Selecting Words of Hope and Compassion

By 11/13/2019Sin categoría

By Barbara Braver

If I had followed my first instincts this morning, I would have arisen and then closeted myself in one room with a lot of books written by people who had wise things to say to me.  I would spend every moment of the day with these wise people, and maybe a box of chocolates.  My chosen friends would companion and console me in the midst of what I can only think of as some sort of dissolution of civil society as I have known it.  How could I think otherwise after only 10 minutes of checking out what the word of the world is this morning.  Right now, it is mass shootings and war and disease and plastic-filled oceans heating and ice melting and drug overdoses and incarcerated children and and and….

Closer to home there is my dear friend Julie and her as-yet undiagnosed stomach problems.  There is Caroline who has a sense that her marriage of 20 years is at a dead end.  And Sam, who is out of work, yet again, and the accompanying financial worries. I don’t have to look far to see suffering.
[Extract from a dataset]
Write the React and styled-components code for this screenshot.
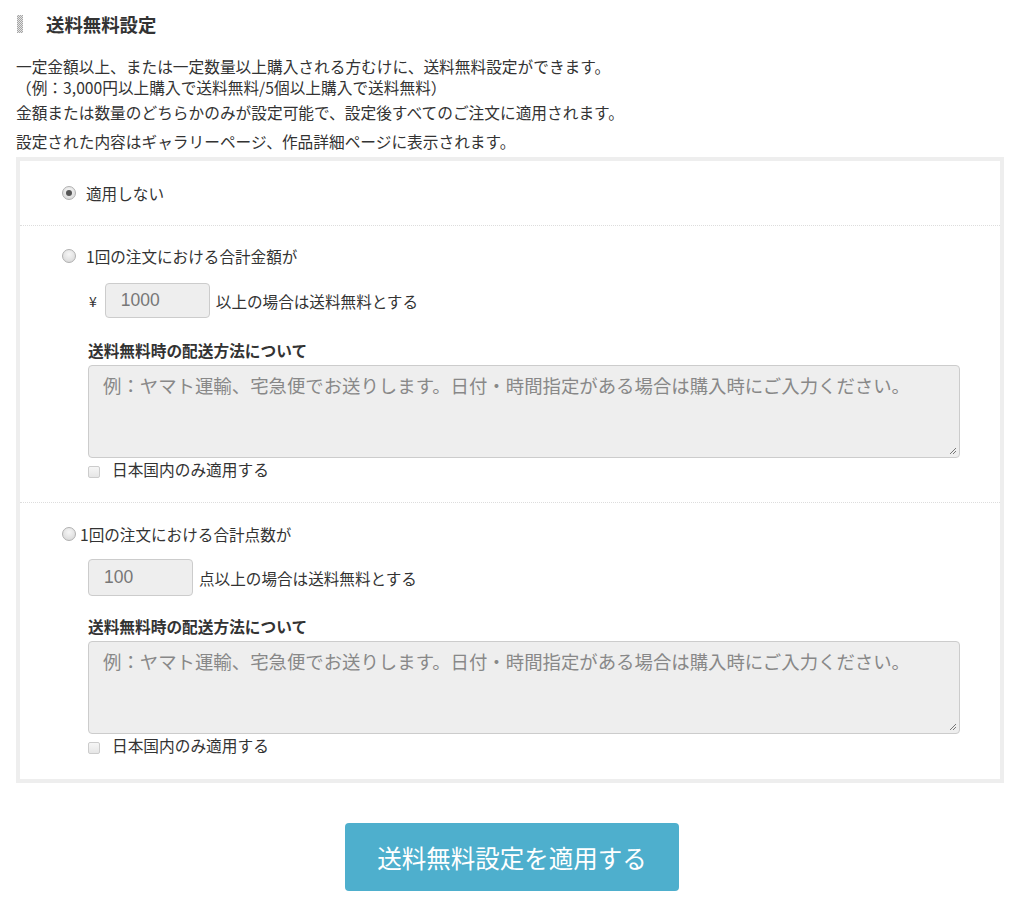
import styled, { createGlobalStyle } from "styled-components"

const Global = createGlobalStyle`
  body {
    margin: 0;
    background: #fff;
    font-family: "Noto Sans CJK JP", "Noto Sans", sans-serif;
    color: #333;
  }
`

const Page = styled.div`
  width: 1024px;
  padding: 13px 20px 0 16px;
  box-sizing: border-box;
`

const Heading = styled.h2`
  display: flex;
  align-items: center;
  gap: 23px;
  margin: 0 0 21px 0;
  height: 22px;
  font-size: 18.4px;
  font-weight: bold;
  color: #333;
`

const Hatch = styled.span`
  display: inline-block;
  width: 6px;
  height: 18px;
  margin-left: 1px;
  background: repeating-conic-gradient(#a5a5a5 0 25%, #e4e4e4 0 50%) 0 0 / 2px 2px;
`

const Desc = styled.p`
  margin: 0 0 ${p => p.$mb || 0}px 0;
  font-size: 15.7px;
  line-height: 21px;
  color: #333;
`

const Box = styled.div`
  border: 4px solid #eee;
  background: #fff;
`

const Section = styled.div`
  padding: ${p => p.$pt}px 40px ${p => p.$pb}px 42px;
  border-bottom: ${p => (p.$last ? "none" : "1px dotted #ddd")};
`

const OptionRow = styled.label`
  display: flex;
  align-items: center;
  gap: ${p => p.$gap || 10}px;
  height: 20px;
  line-height: 20px;
  font-size: 15.6px;
`

const Radio = styled.span`
  flex: none;
  width: 14px;
  height: 14px;
  border-radius: 50%;
  box-sizing: border-box;
  border: 1px solid #b0b0b0;
  background: radial-gradient(circle at 50% 35%, #f6f6f6, #d4d4d4);
  display: flex;
  align-items: center;
  justify-content: center;
  &::after {
    content: "";
    width: 6px;
    height: 6px;
    border-radius: 50%;
    background: ${p => (p.$checked ? "#555" : "transparent")};
  }
`

const Indent = styled.div`
  margin-left: 26px;
`

const AmountRow = styled.div`
  display: flex;
  align-items: center;
  margin-top: ${p => p.$mt}px;
  font-size: 15.6px;
  gap: 6px;
`

const Yen = styled.span`
  font-size: 14px;
  margin-left: 1px;
  margin-right: 2px;
`

const NumInput = styled.div`
  width: 105px;
  height: ${p => p.$h}px;
  box-sizing: border-box;
  border: 1px solid #ccc;
  border-radius: 4px;
  background: #eee;
  color: #777;
  font-size: 17.5px;
  font-family: "Liberation Sans", "Noto Sans", sans-serif;
  display: flex;
  align-items: center;
  padding-left: 15px;
`

const FieldLabel = styled.div`
  margin-top: ${p => p.$mt}px;
  font-size: 15.7px;
  font-weight: bold;
  height: 18px;
  line-height: 18px;
`

const TextArea = styled.div`
  position: relative;
  margin-top: 5px;
  width: 872px;
  height: 93px;
  box-sizing: border-box;
  border: 1px solid #ccc;
  border-radius: 4px;
  background: #eee;
  color: #888;
  font-size: 18.4px;
  padding: 7px 14px;
  line-height: 24px;
  white-space: nowrap;
`

const Grip = styled.svg`
  position: absolute;
  right: 2px;
  bottom: 2px;
`

const CheckRow = styled.label`
  display: flex;
  align-items: center;
  gap: 12px;
  margin-top: 3px;
  height: 18px;
  line-height: 18px;
  font-size: 15.7px;
`

const Check = styled.span`
  flex: none;
  width: 12px;
  height: 12px;
  margin-top: 4px;
  box-sizing: border-box;
  border: 1px solid #ccc;
  border-radius: 2px;
  background: linear-gradient(#f6f6f6, #e6e6e6);
`

const ButtonWrap = styled.div`
  display: flex;
  justify-content: center;
  padding: 40px 0 11px 0;
`

const Submit = styled.button`
  width: 334px;
  height: 68px;
  border: none;
  border-radius: 4px;
  background: #4eafcd;
  color: #fff;
  font-size: 24.5px;
  font-family: "Noto Sans CJK JP", sans-serif;
  margin-left: 4px;
`

const placeholder = "例：ヤマト運輸、宅急便でお送りします。日付・時間指定がある場合は購入時にご入力ください。"

const ShippingText = () => (
  <>
    <TextArea>
      {placeholder}
      <Grip width="10" height="10" viewBox="0 0 10 10">
        <path d="M9 3 L3 9 M9 6 L6 9" stroke="#777" strokeWidth="1" />
      </Grip>
    </TextArea>
    <CheckRow>
      <Check />
      日本国内のみ適用する
    </CheckRow>
  </>
)

const App = () => {
  return (
    <Page>
      <Global />
      <Heading>
        <Hatch />
        送料無料設定
      </Heading>
      <Desc $mb={4}>
        一定金額以上、または一定数量以上購入される方むけに、送料無料設定ができます。
        <br />
        （例：3,000円以上購入で送料無料/5個以上購入で送料無料）
      </Desc>
      <Desc $mb={8}>金額または数量のどちらかのみが設定可能で、設定後すべてのご注文に適用されます。</Desc>
      <Desc $mb={5}>設定された内容はギャラリーページ、作品詳細ページに表示されます。</Desc>
      <Box>
        <Section $pt={22} $pb={22}>
          <OptionRow>
            <Radio $checked />
            適用しない
          </OptionRow>
        </Section>
        <Section $pt={20} $pb={23}>
          <OptionRow>
            <Radio />
            1回の注文における合計金額が
          </OptionRow>
          <Indent>
            <AmountRow $mt={17}>
              <Yen>¥</Yen>
              <NumInput $h={35}>1000</NumInput>
              以上の場合は送料無料とする
            </AmountRow>
            <FieldLabel $mt={24}>送料無料時の配送方法について</FieldLabel>
            <ShippingText />
          </Indent>
        </Section>
        <Section $pt={21} $pb={24} $last>
          <OptionRow $gap={4}>
            <Radio />
            1回の注文における合計点数が
          </OptionRow>
          <Indent>
            <AmountRow $mt={15}>
              <NumInput $h={37}>100</NumInput>
              点以上の場合は送料無料とする
            </AmountRow>
            <FieldLabel $mt={22}>送料無料時の配送方法について</FieldLabel>
            <ShippingText />
          </Indent>
        </Section>
      </Box>
      <ButtonWrap>
        <Submit>送料無料設定を適用する</Submit>
      </ButtonWrap>
    </Page>
  )
}

export default App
Given all this how am I to move into this new morning?  If I took a poll of my various parts – body, mind and spirit – I suspect the vote would either be to go back to bed and hope for sleep or into the room with the books and the chocolates … Of course, I would have to get up eventually and when I did the world would look pretty much the same.  That is a distressing prospect, especially because I would emerge from my solitary room feeling sorry about using my precious life that way, to say nothing of all those chocolates.

 

And, here is the bigger question. How can I be of any help at all in the midst of this?  Oh, I do have some thoughts bubbling up through the miasma.  I could begin by calling Julie to see how she is doing with her various dietary issues… eating only applesauce and bananas until the doctors can get a better sense of why her stomach is in conflict with the rest of her body.  Perhaps I could offer an encouraging word or just listen. Friendship and community offer hope.  And just that shred of hope, of having accomplished something small and done one good thing, could help me to move, with grace and grit, away from being totally disempowered in the midst of global agony.

 

I pause, and breathe, and hear another word, a very different Word from all of the tragic words that daily describe the torn and pain-filled community we inhabit. The biblical book of Deuteronomy is quite explicit about that.   “…the word is very near to you; it is in your mouth and in your heart for you to observe.” I believe that.  The word has been implanted in my heart by the love at the center of the Universe, the Love which I name as God, but call it what you will. I move to that loving Word praying it will open my heart such that I may live in this world, full of both joy and suffering, showing some trace of the Divine compassion.

Tomorrow is another new day and I may go through this again, but I pray I will be informed by observing the Word I have received today.  And so, I begin – yet again…

And now, I will call Julie.

Barbara Braver grew up in Pittsburgh, Pennsylvania where at age 12 she started a one-page weekly newspaper called Neighborhood News.  It lasted for a full summer, to the amusement of several indulgent neighbors. This was the beginning of the writing life. After college graduation she moved to the Boston area, drawn by romantic notions of Emerson, Thoreau and Louisa May Alcott. Though this might have been an insubstantial motive, she has never been disappointed. For most of her professional life, she worked for the Episcopal Church, including 18 years serving as the communication assistant for the Episcopal Church’s leader. Since retirement she continues writing, editing and leading retreats.